In The Bonesetter's Daughter, Amy Tan takes up once more the theme of a mother / daughter relationship poisoned by the past. She portrays damage that continues to affect the daughter's present relationships, and shows how she heals herself by uncovering the truth of the past and understanding what has driven her mother's actions and responses. I enjoyed this novel just as much as The Joy Luck Club. Though the individual tragedies and problems are quite different, the stories are similar in style.

Ruth Luyi Young is a 'book doctor' who co-authors self-help stories in San Francisco. She lives with a man and his two daughters from a previous marriage. They seem to take her for granted and to take advantage of her, but with her own consent. The reader is given glimpses into the life of Ruth's mother, LuLing Liu Young, even before her daughter learns the same facts. LuLing was raised by a nursemaid 'Precious Auntie' who was left severely disfigured and unable to speak after burn damage to her lower face.

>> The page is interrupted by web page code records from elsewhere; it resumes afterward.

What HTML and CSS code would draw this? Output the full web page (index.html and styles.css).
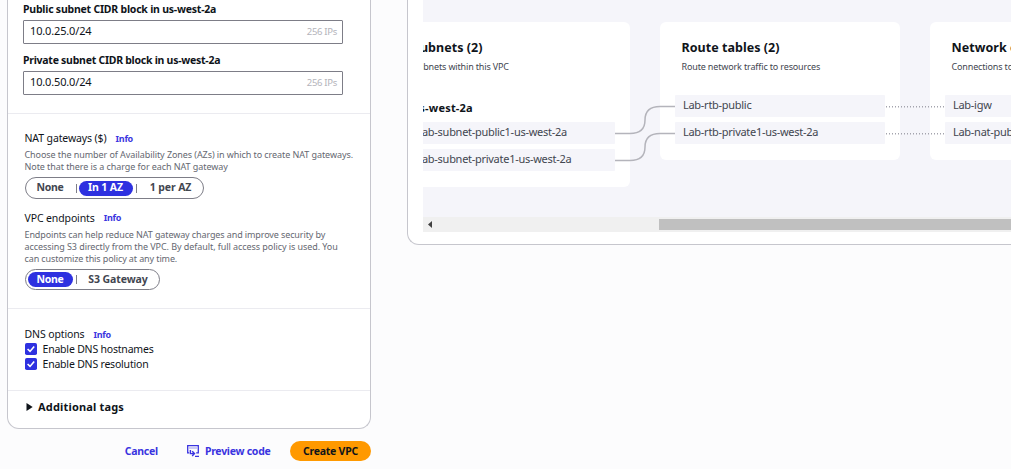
FILE: index.html
```html
<!DOCTYPE html>
<html lang="en">
<head>
<meta charset="utf-8">
<title>Create VPC</title>
<link rel="stylesheet" href="styles.css">
</head>
<body>
<main class="page">
  <div class="form-column">
    <form class="panel">
      <section class="section cidr">
        <label class="field-label">Public subnet CIDR block in us-west-2a</label>
        <div class="input"><span class="value">10.0.25.0/24</span><span class="hint">256 IPs</span></div>
        <label class="field-label private">Private subnet CIDR block in us-west-2a</label>
        <div class="input"><span class="value">10.0.50.0/24</span><span class="hint">256 IPs</span></div>
      </section>
      <section class="section gateways">
        <div class="title"><span>NAT gateways ($)</span><a class="info">Info</a></div>
        <p class="desc">Choose the number of Availability Zones (AZs) in which to create NAT gateways.<br>Note that there is a charge for each NAT gateway</p>
        <div class="segments nat"><span class="seg s-none">None</span><i class="bar"></i><span class="seg s-in on">In 1 AZ</span><i class="bar"></i><span class="seg s-per">1 per AZ</span></div>
        <div class="title vpc"><span>VPC endpoints</span><a class="info">Info</a></div>
        <p class="desc endpoints">Endpoints can help reduce NAT gateway charges and improve security by<br><span class="policy">accessing S3 directly from the VPC. By default, full access policy is used. You</span><br>can customize this policy at any time.</p>
        <div class="segments s3"><span class="seg s-none on">None</span><i class="bar"></i><span class="seg s-s3">S3 Gateway</span></div>
      </section>
      <section class="section dns">
        <div class="title"><span>DNS options</span><a class="info">Info</a></div>
        <div class="check"><svg class="box" viewBox="0 0 12 12"><rect width="12" height="12" rx="1.8" fill="#2e31e0"/><path d="M2.6 6 5 8.4 9.2 3.4" fill="none" stroke="#fff" stroke-width="1.6"/></svg><span>Enable DNS hostnames</span></div>
        <div class="check"><svg class="box" viewBox="0 0 12 12"><rect width="12" height="12" rx="1.8" fill="#2e31e0"/><path d="M2.6 6 5 8.4 9.2 3.4" fill="none" stroke="#fff" stroke-width="1.6"/></svg><span>Enable DNS resolution</span></div>
      </section>
      <section class="section tags"><svg class="caret" viewBox="0 0 7 8"><path d="M.5 0 6.7 4 .5 8Z" fill="#0f141a"/></svg><span>Additional tags</span></section>
    </form>
    <div class="actions">
      <a class="link">Cancel</a>
      <a class="link preview"><svg class="code-icon" viewBox="0 0 12 12"><path d="M2.2 7.8H.7V.7h10.6v7.1H9.2" fill="none" stroke="#3a34e0" stroke-width="1.3"/><path d="M2.5 3h7.5" fill="none" stroke="#3a34e0" stroke-width="1.2" stroke-dasharray="1 1"/><path d="M3.4 5v3.6h3.8M5.2 6.2l2.3 2.4-2.3 2.4M8 11.4h4" fill="none" stroke="#3a34e0" stroke-width="1.4"/></svg><span>Preview code</span></a>
      <button class="create">Create VPC</button>
    </div>
  </div>
  <div class="map-panel">
    <div class="canvas">
      <div class="card subnets">
        <h3>Subnets (2)</h3>
        <p>Subnets within this VPC</p>
        <h4>us-west-2a</h4>
        <div class="row"><span>Lab-subnet-public1-us-west-2a</span></div>
        <div class="row"><span>Lab-subnet-private1-us-west-2a</span></div>
      </div>
      <div class="card routes">
        <h3>Route tables (2)</h3>
        <p>Route network traffic to resources</p>
        <div class="row"><span>Lab-rtb-public</span></div>
        <div class="row"><span>Lab-rtb-private1-us-west-2a</span></div>
      </div>
      <div class="card network">
        <h3>Network connections (3)</h3>
        <p>Connections to other networks</p>
        <div class="row"><span>Lab-igw</span></div>
        <div class="row"><span>Lab-nat-public1-us-west-2a</span></div>
      </div>
      <svg class="wires" viewBox="0 0 588 217">
        <g fill="none" stroke="#b4b4bb" stroke-width="1.5">
          <path d="M192 133.5H207Q222 133.5 222 120Q222 106.5 237 106.5H252"/>
          <path d="M192 160.5H207Q222 160.5 222 147Q222 133.5 237 133.5H252"/>
          <path d="M463 106.7H522M463 133.7H522" stroke="#a4a4ad" stroke-dasharray="1 2"/>
        </g>
      </svg>
    </div>
    <div class="scroll"><svg class="arrow" viewBox="0 0 4 7"><path d="M4 0V7L0 3.5Z" fill="#404040"/></svg><i class="thumb"></i></div>
  </div>
</main>
</body>
</html>
```
FILE: styles.css
```css
* { box-sizing: border-box; }
body { margin: 0; background: #fcfcfd; font-family: "Noto Sans", sans-serif; font-size: 11px; color: #0f141a; }
h3, h4, p { margin: 0; }
.page { display: flex; width: 1011px; height: 469px; overflow: hidden; padding-left: 7px; white-space: nowrap; }
.form-column { width: 364px; flex: none; }
.panel { height: 429px; background: #fff; border: 1px solid #c6c6cd; border-top: 0; border-radius: 0 0 12px 12px; }
.section { border-bottom: 1px solid #ebebf0; }
.cidr { height: 114px; padding: 1px 27px 0 15px; }
.field-label { display: block; height: 16px; line-height: 16px; margin-bottom: 3px; font-weight: 700; font-size: 10.5px; letter-spacing: -.22px; }
.private { letter-spacing: -.26px; }
.input { display: flex; justify-content: space-between; height: 24px; width: 320px; margin-bottom: 8px; padding: 0 5px 0 6px; border: 1px solid #7d7d87; border-radius: 1px; line-height: 20px; }
.value { letter-spacing: -.15px; }
.hint { color: #b4b4bb; font-size: 9.5px; letter-spacing: -.3px; line-height: 21px; }
.gateways { height: 195px; padding: 16px 0 0 16.5px; }
.title { display: flex; height: 18px; line-height: 17px; font-size: 10.5px; letter-spacing: -.12px; }
.info { margin-left: 9px; color: #3a34e0; font-weight: 700; font-size: 9px; letter-spacing: -.25px; }
.desc { margin-top: 1px; font-size: 9px; line-height: 12px; letter-spacing: -.075px; color: #656871; }
.endpoints { margin-top: 2px; letter-spacing: -.11px; }
.policy { letter-spacing: -.07px; }
.segments { display: flex; align-items: center; height: 22px; margin-top: 4px; border: 1px solid #7d7d87; border-radius: 11px; padding: 0 2px; font-weight: 700; font-size: 10.5px; color: #424650; letter-spacing: -.1px; }
.nat { width: 179px; }
.s3 { width: 135px; height: 21px; }
.seg { flex: none; height: 15px; line-height: 13px; border-radius: 8px; text-align: center; }
.s3 .seg { line-height: 15px; }
.on { background: #2e31e0; color: #fff; }
.s-none { width: 45px; letter-spacing: -.3px; }
.s-in { width: 54px; }
.s-per { width: 64px; }
.s-s3 { width: 79px; }
.bar { width: 1px; height: 9px; margin: 0 2px 0 3px; background: #7d7d87; flex: none; }
.vpc { margin-top: 10px; line-height: 18px; }
.dns { height: 82px; padding: 17px 0 0 16.5px; }
.dns .title { height: 16px; line-height: 17px; }
.check { display: flex; height: 15px; padding-top: 1px; gap: 6px; font-size: 10.5px; line-height: 12px; letter-spacing: -.2px; }
.box { width: 12px; height: 12px; flex: none; }
.tags { display: flex; align-items: center; height: 33px; padding: 0 0 2px 18px; gap: 5px; border: 0; font-weight: 700; letter-spacing: .17px; }
.caret { width: 7px; height: 8px; }
.actions { display: flex; align-items: center; justify-content: flex-end; height: 20px; margin-top: 12px; }
.link { color: #3a34e0; font-weight: 700; font-size: 10.5px; letter-spacing: -.27px; }
.preview { display: flex; align-items: center; gap: 6px; margin: 0 19.5px 0 29px; }
.code-icon { width: 12px; height: 12px; }
.create { width: 81px; height: 20px; border: 0; border-radius: 10px; padding: 0; background: #ff9900; color: #0f141a; font: 700 10.5px "Noto Sans", sans-serif; letter-spacing: -.25px; }
.map-panel { flex: none; width: 640px; height: 245px; margin-left: 36px; padding-left: 15px; background: #fff; border: solid #c6c6cd; border-width: 0 0 1px 1px; border-radius: 0 0 0 12px; }
.canvas { position: relative; display: flex; align-items: flex-start; gap: 30px; width: 588px; height: 217px; padding-top: 22px; overflow: hidden; background: #f5f5fa; }
.card { flex: none; width: 240px; height: 138px; padding: 16px 15px 0; border-radius: 6px; background: #fff; }
.subnets { height: 165px; margin-left: -33px; }
.card h3 { height: 20px; padding-left: 6.5px; font-size: 12.5px; line-height: 19px; letter-spacing: .04px; }
.subnets h3 { padding-left: 8px; }
.card p { height: 16px; padding-left: 6.5px; margin-bottom: 21px; font-size: 9px; line-height: 17px; letter-spacing: -.15px; color: #424650; }
.subnets p { margin-bottom: 0; height: 38px; padding-left: 8px; }
.card h4 { height: 26px; padding: 2px 0 0 7px; font-size: 11px; line-height: 20px; letter-spacing: .2px; }
.row { height: 22px; margin-bottom: 5px; padding-left: 8px; background: #f5f5fa; border-radius: 1px; line-height: 20px; letter-spacing: -.28px; color: #424650; }
.subnets .row { padding-left: 11.5px; }
.wires { position: absolute; left: 0; top: 0; width: 588px; height: 217px; }
.scroll { display: flex; align-items: center; width: 588px; height: 15px; padding-left: 5px; background: #f0f0f0; }
.arrow { width: 4px; height: 7px; flex: none; }
.thumb { flex: 1; height: 11px; margin-left: 227px; background: #c0c0c0; }
```
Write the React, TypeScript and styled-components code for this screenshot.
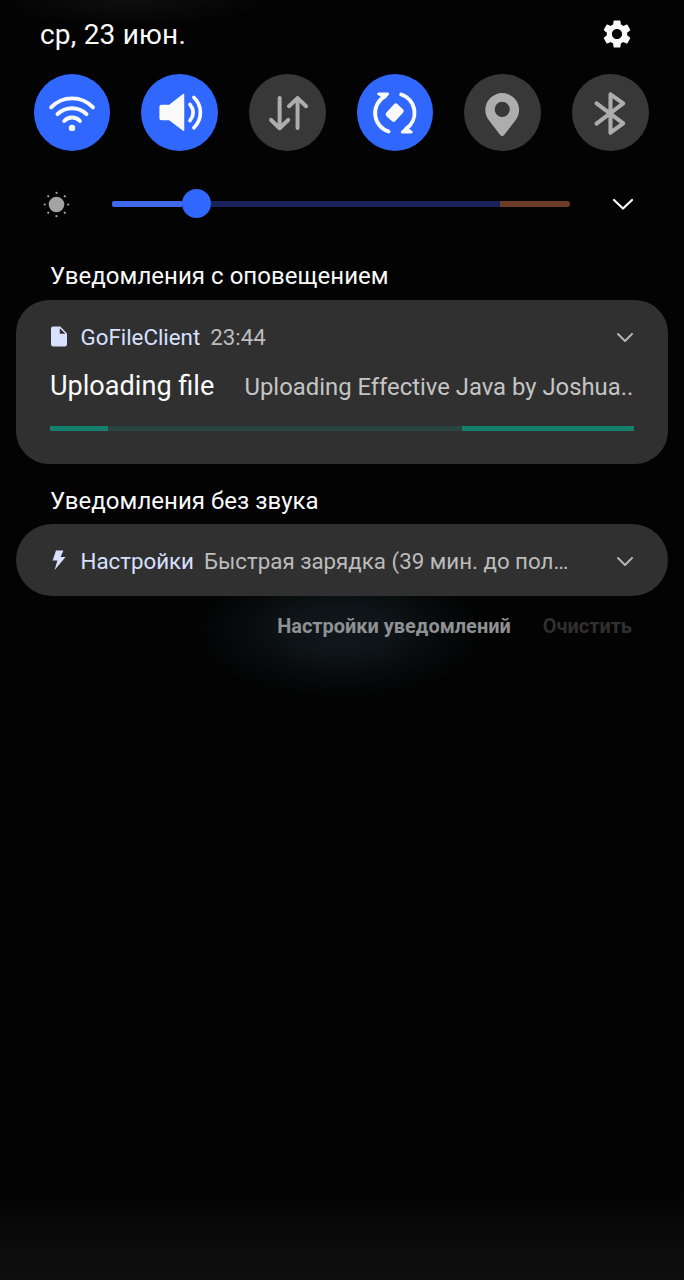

LuLing was a difficult mother, who often threatened to kill herself, and even made the attempt once. Growing up as her daughter limited Ruth's own ability to relate to others. She resents her mother's demands on her and ability to make simple things difficult, a trait that she fears she shares. In common with Tan's previous heroines, Ruth is less than she should be, engaging the reader's sympathy. Her mother has given Ruth a manuscript which tells her story - in Chinese calligraphy that the daughter delays attempting to decipher.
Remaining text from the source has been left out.